Bernie match-up. Trump hired a stadium and its staff, and the local Fox station pitched in to let people know how to get tickets and where they could park. The rally was a big-money operation, but at best it edged out the Seattle crowd Sanders drew on his weedy little budget. At best. Probably more people showed up for Sanders. The lesson I draw isn't that Sanders outshines Trump, but that the facts are pushing people in his direction. The system really has been screwing them, whereas illegal aliens haven't produced such devastation. Sanders gets the giant crowd just by standing in one spot and telling people what he's going to talk about. Trump has to huff and puff with the help of three news channels, and then (I bet) he jiggers with the right elements to get himself the crowd estimate he wants.

That Trump! Trump reels off the networks that are showing the event. First comes Fox. “I like Fox,” Trump says indulgently, nonchalant. Tolerance is the idea, not enthusiasm. The crowd gives a few cheers. Then comes CNN, which produces little from the crowd. “Ah,” Trump says in response to the flatness, not dissatisfied.

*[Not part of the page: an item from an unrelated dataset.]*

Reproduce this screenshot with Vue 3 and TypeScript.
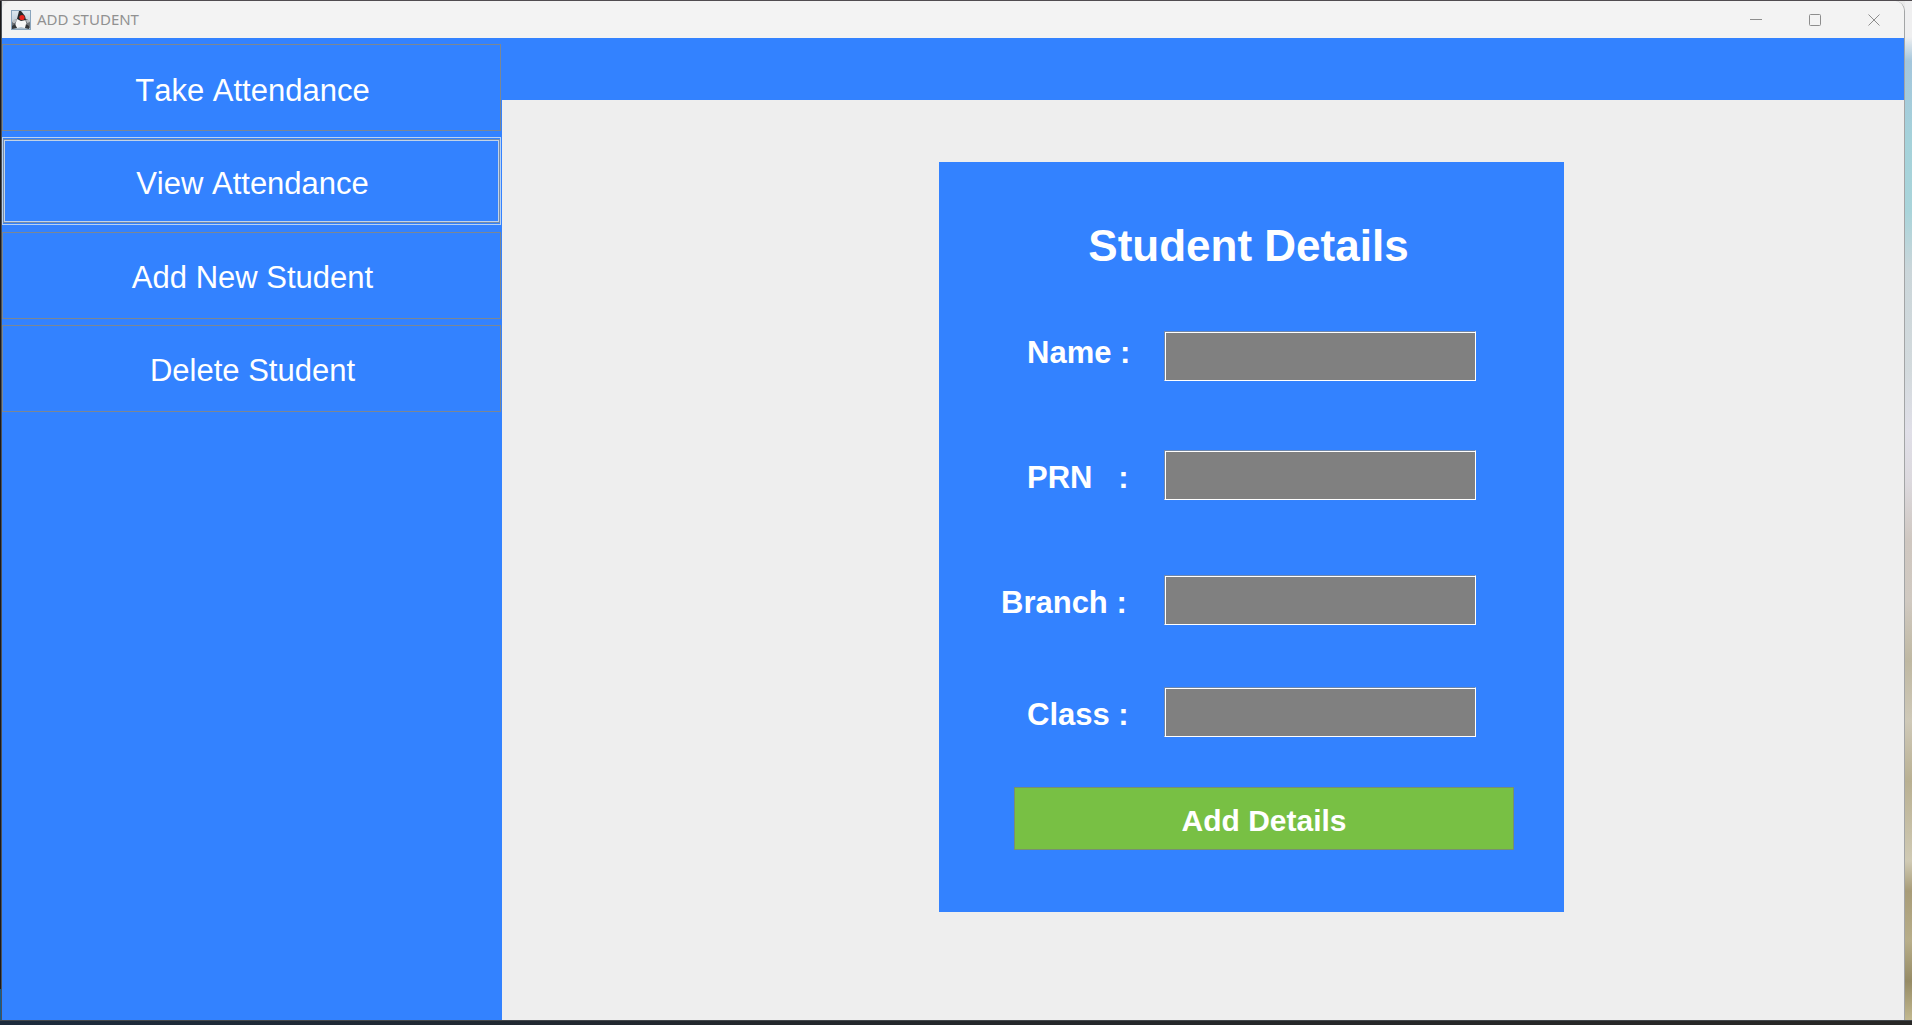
<script setup lang="ts">
import { reactive, ref } from 'vue'

interface Field {
  key: 'name' | 'prn' | 'branch' | 'class'
  label: string
}

const menu: string[] = ['Take Attendance', 'View Attendance', 'Add New Student', 'Delete Student']
const focused = ref('View Attendance')

const fields: Field[] = [
  { key: 'name', label: 'Name :' },
  { key: 'prn', label: 'PRN   :' },
  { key: 'branch', label: 'Branch :' },
  { key: 'class', label: 'Class :' },
]
const student = reactive({ name: '', prn: '', branch: '', class: '' })
</script>

<template>
  <div class="desktop">
    <div class="edge-left"></div>
    <div class="window">
      <header class="titlebar">
        <svg class="app-icon" viewBox="0 0 20 20" aria-hidden="true">
          <defs>
            <linearGradient id="iconBg" x1="0" y1="0" x2="0" y2="1">
              <stop offset="0" stop-color="#dfe9f1" />
              <stop offset="1" stop-color="#a9bccb" />
            </linearGradient>
          </defs>
          <rect x="0.5" y="0.5" width="19" height="19" fill="url(#iconBg)" stroke="#8aa5bd" />
          <path d="M1 12 L5 9 L7 10 L5 14 L6 18 L1 18Z M13 9 L16 9 L19 12 L19 18 L14 18Z" fill="#6d7378" />
          <path d="M6 9 L14 9 L16 16 L14 18 L10 17 L6 18 L4 16Z" fill="#f6f7f7" />
          <path d="M8 1 L10 1 L14 6 L15 10 L10 11 L6 9Z" fill="#26282b" />
          <path d="M1 11 L4 9 L6 10 L4 13 L2 13Z M15 10 L18 10 L19 12 L16 13Z" fill="#b9bec2" />
          <path d="M1 16 L4 14 L6 18 L1 19Z M15 14 L18 16 L18 19 L14 18Z" fill="#33373a" />
          <circle cx="11" cy="7.5" r="2.6" fill="#e8231f" />
        </svg>
        <h1 class="caption">ADD STUDENT</h1>
        <div class="controls">
          <button type="button" aria-label="Minimize">
            <svg viewBox="0 0 12 12"><path d="M0 5.5H12" /></svg>
          </button>
          <button type="button" aria-label="Maximize">
            <svg viewBox="0 0 12 12"><rect x="0.5" y="0.5" width="11" height="11" rx="1" /></svg>
          </button>
          <button type="button" aria-label="Close">
            <svg viewBox="0 0 12 12"><path d="M0.5 0.5L11.5 11.5M11.5 0.5L0.5 11.5" /></svg>
          </button>
        </div>
      </header>

      <div class="body">
        <nav class="sidebar">
          <div class="menu">
            <button
              v-for="item in menu"
              :key="item"
              type="button"
              class="menu-item"
              :class="{ focused: item === focused }"
              @click="focused = item"
            >
              {{ item }}
            </button>
          </div>
        </nav>

        <main class="main">
          <div class="banner"></div>
          <div class="stage">
            <form class="card" @submit.prevent>
              <h2 class="title">Student Details</h2>
              <div v-for="f in fields" :key="f.key" class="row" :class="f.key">
                <label :for="f.key">{{ f.label }}</label>
                <input :id="f.key" v-model="student[f.key]" type="text" autocomplete="off" />
              </div>
              <button type="submit" class="submit">Add Details</button>
            </form>
          </div>
        </main>
      </div>
    </div>
    <div class="edge-right"></div>
    <div class="taskbar"></div>
  </div>
</template>

<style>
body {
  margin: 0;
}
</style>

<style scoped>
.desktop {
  display: grid;
  grid-template-columns: 2px 1fr 7px;
  grid-template-rows: 1fr 5px;
  box-sizing: border-box;
  min-height: 100vh;
  border-top: 1px solid #504c50;
  background: #e9e9e9;
  font-family: "Liberation Sans", Arial, sans-serif;
  font-kerning: none;
}

.edge-left {
  border-right: 1px solid #4c5157;
  background: linear-gradient(#1b191a 0 97%, #0b5c94 97%);
}

.edge-right {
  background: linear-gradient(
    #efeff0 0 36px,
    #a4c6dc 60px,
    #a5d2da 140px,
    #a9d4da 210px,
    #cbd6da 270px,
    #d3dadd 370px,
    #e0dfe8 430px,
    #dcd9de 480px,
    #cfc7c0 540px,
    #d0c9c1 600px,
    #bfb8a2 660px,
    #cfc9b8 720px,
    #b9b092 780px,
    #d0cab4 860px,
    #a89c78 890px,
    #b8ae8a 940px,
    #968b65 980px,
    #c2b88f
  );
}

.taskbar {
  grid-column: 1 / -1;
  box-sizing: border-box;
  border-top: 1px solid #44484c;
  background: linear-gradient(90deg, #1c2b3c, #23272c 40%, #282726);
}

.window {
  display: flex;
  flex-direction: column;
  border-right: 1px solid #a3a5a6;
  border-radius: 10px 10px 0 0;
  overflow: hidden;
  background: #eeeeee;
}

.edge-left,
.window,
.edge-right {
  min-width: 0;
}

.titlebar {
  display: flex;
  align-items: center;
  height: 37px;
  padding-left: 9px;
  background: #f3f3f3;
}

.app-icon {
  width: 20px;
  height: 20px;
}

.caption {
  flex: 1;
  margin: 0 0 0 6px;
  padding-bottom: 2px;
  color: #919191;
  font: 400 15px/20px "Noto Sans", "Open Sans", sans-serif;
}

.controls {
  display: flex;
  align-self: stretch;
}

.controls button {
  display: flex;
  align-items: center;
  box-sizing: border-box;
  width: 59px;
  padding: 0 24px 0 23px;
  border: 0;
  background: none;
}

.controls svg {
  flex: none;
  width: 12px;
  height: 12px;
  fill: none;
  stroke: #8d8d8d;
}

.body {
  display: flex;
  flex: 1;
}

.sidebar {
  flex: none;
  box-sizing: border-box;
  width: 500px;
  padding: 6px 1px 0 0;
  background: #3382ff;
}

.menu {
  display: flex;
  flex-direction: column;
  justify-content: space-between;
  height: 368px;
}

.menu-item {
  position: relative;
  box-sizing: border-box;
  height: 87px;
  padding: 6px 0 0 2px;
  border: 1px solid #7b8794;
  background: #3382ff;
  color: #ffffff;
  font: inherit;
  font-size: 31px;
  outline: none;
}

.menu-item.focused {
  height: 88px;
  border-color: #b9d2f2;
}

/* Double focus ring drawn inside the button's own border */
.menu-item.focused::after {
  content: "";
  position: absolute;
  inset: 1px 0;
  border: 1px solid #758ba8;
  box-shadow: inset 0 0 0 1px #c3d3e6;
}

.main {
  display: flex;
  flex: 1;
  flex-direction: column;
  min-width: 0;
}

.banner {
  height: 62px;
  background: #3382ff;
}

.stage {
  display: grid;
  grid-template-columns: 437fr 625px 340fr;
  padding: 62px 0 48px;
}

.card {
  display: flex;
  grid-column: 2;
  flex-direction: column;
  box-sizing: border-box;
  padding: 58px 0 62px;
  background: #3382ff;
  color: #ffffff;
}

.title {
  margin: 0 6px 59px 0;
  font-size: 44px;
  line-height: 52px;
  text-align: center;
}

.row {
  display: flex;
  height: 50px;
  padding: 0 88px;
}

.row label {
  flex: 1;
  font-size: 31px;
  font-weight: 700;
  line-height: 56px;
  white-space: pre;
}

.row.name label {
  line-height: 44px;
}

.row.name {
  margin-bottom: 69px;
}

.row.prn {
  margin-bottom: 75px;
}

.row.branch {
  margin-bottom: 62px;
  padding-left: 62px;
}

.row.class {
  margin-bottom: 50px;
}

.row input {
  box-sizing: border-box;
  width: 312px;
  padding: 0 6px;
  border: 1px solid;
  border-color: #6f88ad #ffffff #ffffff #6f88ad;
  border-radius: 0;
  background: #808080;
  box-shadow: inset 1px 1px 0 #ffffff;
  color: #ffffff;
  font: inherit;
  font-size: 24px;
  outline: none;
}

.submit {
  box-sizing: border-box;
  height: 63px;
  margin: 0 50px 0 75px;
  padding: 4px 0 0;
  border: 1px solid #769070;
  background: #78c044;
  color: #ffffff;
  font: inherit;
  font-size: 30px;
  font-weight: 700;
}
</style>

His attention moves on. He smiles to himself. “Oh, this is gonna be good,” he says. “And... it's live on MSNBC!” Boos. “Well, they're still working,” Trump says. “They're still working.”

That last bit is the Trump moment. Those liberal pipsqueaks at MSNBC, how are they doing? They're hanging in there. Let's face it, the ratings... But, no, they're hanging in there. They're working.

The man discusses his sense of mission. “I want to put that energy—” he says dreamily, and he breaks off. Then he presses on, bursts on. His head sinks between his shoulders. “Whatever the hell kind of energy it is!” he says, wondering now. He wags his hands, or really his torso. I mean that, on one side of his head, hand and elbow form an angle, and on the other side, hand and elbow form another angle, and these two angles rock. One goes high, the other low, back and forth. They do it as Trump clocks through the possibilities of what is this thing, this him, this Trump.

“I don't know if it's screwed up, if it's good, if it's genius, if it's... what,” he says. “Whatever it is! I know how to do things.” In between the see-sawing angles, there's his head with the red hat that says “Make America Great Again.”

He talks about coming from smart people. “They used to say Secretariat doesn't produce slow horses.” A thought occurs to him. “Actually,” he says, shrugging, “ Secretariat wasn't one of the best. If you want to know the truth. But in theory they were right.” Trump sees being alive as a chance to size up how other entities—any: a person, a company, a horse—are making out when it comes to career progress. How are they doing?  How will they do? If dead (like Secretariat), how did they do? He decides, and if his mouth is open, he will decide sooner and not later. Twenty thousand people in 90-degree heat get to hear about Secretariat; he gives them the lowdown.